Foto: Patrick Sinkel/dapd

Ein Gespräch. Von Josef Bichler.

STANDARD: Dieses Café hier liegt in der Gleimstraße, die ja auch in Ihrem Roman "In Zeiten des abnehmenden Lichts" kurz erwähnt wird. Hat es mit der Gleimstraße eine besondere Bewandtnis?

Ruge: Das ist mir jetzt fast peinlich, aber Ihre Beobachtung stimmt. Ich habe in einer Wohnung in dieser Straße einmal ein sehr schwieriges Jahr zugebracht; zwar nicht zu der Zeit, wie es im Buch beschrieben ist, aber es hat schon damit zu tun.

STANDARD: Ich nehme an, dass dieses So-ähnlich-aber-anders auch für die Charakterisierung Ihres Vaters gilt. Würde sich denn Ihr Vater Wolfgang in Kurt aus Ihrem Roman wiedererkennen?
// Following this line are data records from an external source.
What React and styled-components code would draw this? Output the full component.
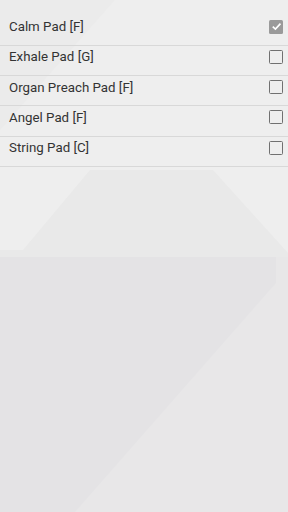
import React from "react";
import styled, { createGlobalStyle } from "styled-components";

const Global = createGlobalStyle`
  html, body { margin: 0; padding: 0; }
  body { font-family: Roboto, "Liberation Sans", sans-serif; background: #ececec; }
`;

const Page = styled.div`
  position: relative;
  width: 288px;
  height: 512px;
  overflow: hidden;
  background: #ededed;
`;

const Backdrop = styled.svg`
  position: absolute;
  inset: 0;
  width: 288px;
  height: 512px;
  z-index: 0;
`;

const List = styled.ul`
  position: relative;
  z-index: 1;
  list-style: none;
  margin: 0;
  padding: 15.5px 0 0;
`;

const Row = styled.li`
  box-sizing: border-box;
  height: 30.25px;
  display: flex;
  align-items: center;
  justify-content: space-between;
  padding: 0 5px 7px 9px;
  border-bottom: 1px solid #d8d8d8;
`;

const Label = styled.span`
  font-size: 13.3px;
  color: #333;
`;

const Box = styled.span`
  box-sizing: border-box;
  width: 14px;
  height: 14px;
  border-radius: 1.5px;
  display: flex;
  align-items: center;
  justify-content: center;
  background: ${(p) => (p.$checked ? "#9a9a9a" : "transparent")};
  border: ${(p) => (p.$checked ? "none" : "1.7px solid #707070")};
`;

const items = [
  { name: "Calm Pad [F]", checked: true },
  { name: "Exhale Pad [G]", checked: false },
  { name: "Organ Preach Pad [F]", checked: false },
  { name: "Angel Pad [F]", checked: false },
  { name: "String Pad [C]", checked: false },
];

export default function App() {
  return (
    <Page>
      <Global />
      <Backdrop viewBox="0 0 288 512">
        <rect x="0" y="0" width="288" height="512" fill="#eeeeee" />
        <polygon points="0,0 70,0 150,-40 0,130" fill="#ebebeb" />
        <polygon points="90,170 213,170 288,253 288,257 0,257 0,250 23,250" fill="#e9e9e9" />
        <polygon points="0,257 288,257 288,512 0,512" fill="#e8e7e8" />
        <polygon points="0,257 276,257 276,283 75,512 0,512" fill="#e4e3e5" />
      </Backdrop>
      <List>
        {items.map((it) => (
          <Row key={it.name}>
            <Label>{it.name}</Label>
            <Box $checked={it.checked}>
              {it.checked && (
                <svg width="11" height="11" viewBox="0 0 10 10">
                  <path d="M1.6 5.2 L4 7.4 L8.6 2.4" fill="none" stroke="#fff" strokeWidth="1.5" />
                </svg>
              )}
            </Box>
          </Row>
        ))}
      </List>
    </Page>
  );
}
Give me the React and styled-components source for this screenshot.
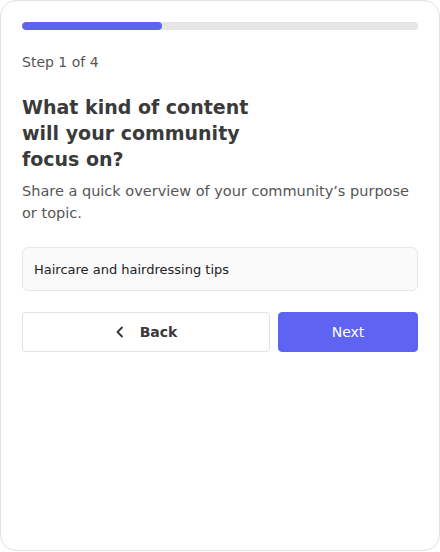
import React from 'react';
import styled, { createGlobalStyle } from 'styled-components';

const GlobalStyle = createGlobalStyle`
  html, body {
    margin: 0;
    padding: 0;
    background: #ffffff;
  }
  body {
    font-family: "DejaVu Sans", "Open Sans", sans-serif;
    color: #333;
  }
  * { box-sizing: border-box; }
`

const Card = styled.section`
  width: 440px;
  height: 551px;
  border: 1px solid #e2e2e2;
  border-radius: 16px;
  padding: 21px 21px;
  display: flex;
  flex-direction: column;
`

const Track = styled.div`
  height: 8px;
  border-radius: 4px;
  background: #e6e6e6;
  overflow: hidden;
`

const Fill = styled.div`
  height: 100%;
  border-radius: 4px;
  background: #5f63f2;
`

const StepLabel = styled.p`
  margin: 22px 0 0;
  font-size: 14px;
  line-height: 20px;
  color: #555;
`

const Title = styled.h1`
  margin: 22px 0 0;
  max-width: 250px;
  font-size: 19px;
  line-height: 26px;
  font-weight: 700;
  color: #3a3a3a;
`

const Subtitle = styled.p`
  margin: 8px 0 0;
  font-size: 14.5px;
  line-height: 22px;
  color: #555;
`

const TextInput = styled.input`
  margin-top: 23px;
  height: 44px;
  width: 100%;
  padding: 0 11px;
  border: 1px solid #e6e6e6;
  border-radius: 6px;
  background: #fafafa;
  font: inherit;
  font-size: 13px;
  color: #222;
  outline: none;
`

const Actions = styled.div`
  margin-top: 21px;
  display: grid;
  grid-template-columns: 248px 1fr;
  gap: 8px;
`

const Button = styled.button`
  height: 40px;
  display: flex;
  align-items: center;
  justify-content: center;
  gap: 15px;
  border-radius: 4px;
  font: inherit;
  font-size: 14px;
  font-weight: ${({ $primary }) => $primary ? 500 : 600};
  color: ${({ $primary }) => $primary ? '#ffffff' : '#3a3a3a'};
  background: ${({ $primary }) => $primary ? '#5f63f2' : '#ffffff'};
  border: 1px solid ${({ $primary }) => $primary ? '#5f63f2' : '#e2e2e2'};
  cursor: pointer;
`

const Chevron = () => (
  <svg width="10" height="12" viewBox="0 0 10 12" fill="none">
    <path d="M7 1.5L2.5 6L7 10.5" stroke="#333" strokeWidth="1.8" strokeLinecap="round" strokeLinejoin="round" />
  </svg>
)

export default function App() {
  const step = 1
  const total = 4
  return (
    <>
      <GlobalStyle />
      <Card>
        <Track>
          <Fill style={{ width: `${(140 / 396) * 100}%` }} />
        </Track>
        <StepLabel>Step {step} of {total}</StepLabel>
        <Title>What kind of content will your community focus on?</Title>
        <Subtitle>Share a quick overview of your community’s purpose or topic.</Subtitle>
        <TextInput defaultValue="Haircare and hairdressing tips" />
        <Actions>
          <Button>
            <Chevron />
            Back
          </Button>
          <Button $primary>Next</Button>
        </Actions>
      </Card>
    </>
  )
}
Ruge: Wiedererkennen bestimmt, auch wenn aus der Sicht Alexanders (Kurts Sohn im Roman, Anm.) vieles bösartiger ist, als das aus meiner Sicht wäre. Das hat Freunde meines Vaters sehr erbost, und ich muss denen dann erklären, dass es zwischen den fiktiven und realen Personen einen erheblichen Unterschied gibt.

STANDARD: Bleiben wir bei den realen Personen. Wie würden Sie Ihren Vater beschreiben?
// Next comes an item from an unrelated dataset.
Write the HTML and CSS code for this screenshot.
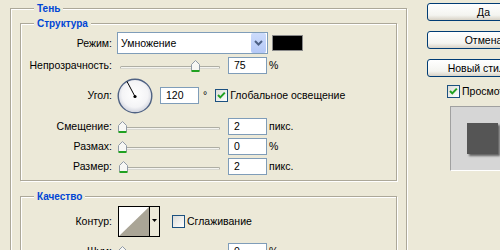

Ruge: Mein Vater wurde streng kommunistisch erzogen, das war eine starke Prägung. Nachdem er diese schweren Erfahrungen in der Sowjetunion machen musste, hat sich sein Leben im Grunde zwischen diesen beiden Polen abgespielt, auf der einen Seite sein Traum von einer besseren Welt, auf der anderen Seite seine Erfahrungen mit dem realen Sozialismus in Stalins Sowjetunion.

STANDARD: Erfahrungen, über die er zu DDR-Zeiten geschwiegen hat ...

Ruge: Zumindest öffentlich. Man muss sagen, dass die Geschichte des Sozialismus in der DDR ein Tabuthema war, was im Grunde noch einmal ein Vergehen an denen ist, die durch die Verbrechen Stalins umgekommen sind. Das sind Opfer, die nicht erinnert wurden, derer nicht gedacht wurde.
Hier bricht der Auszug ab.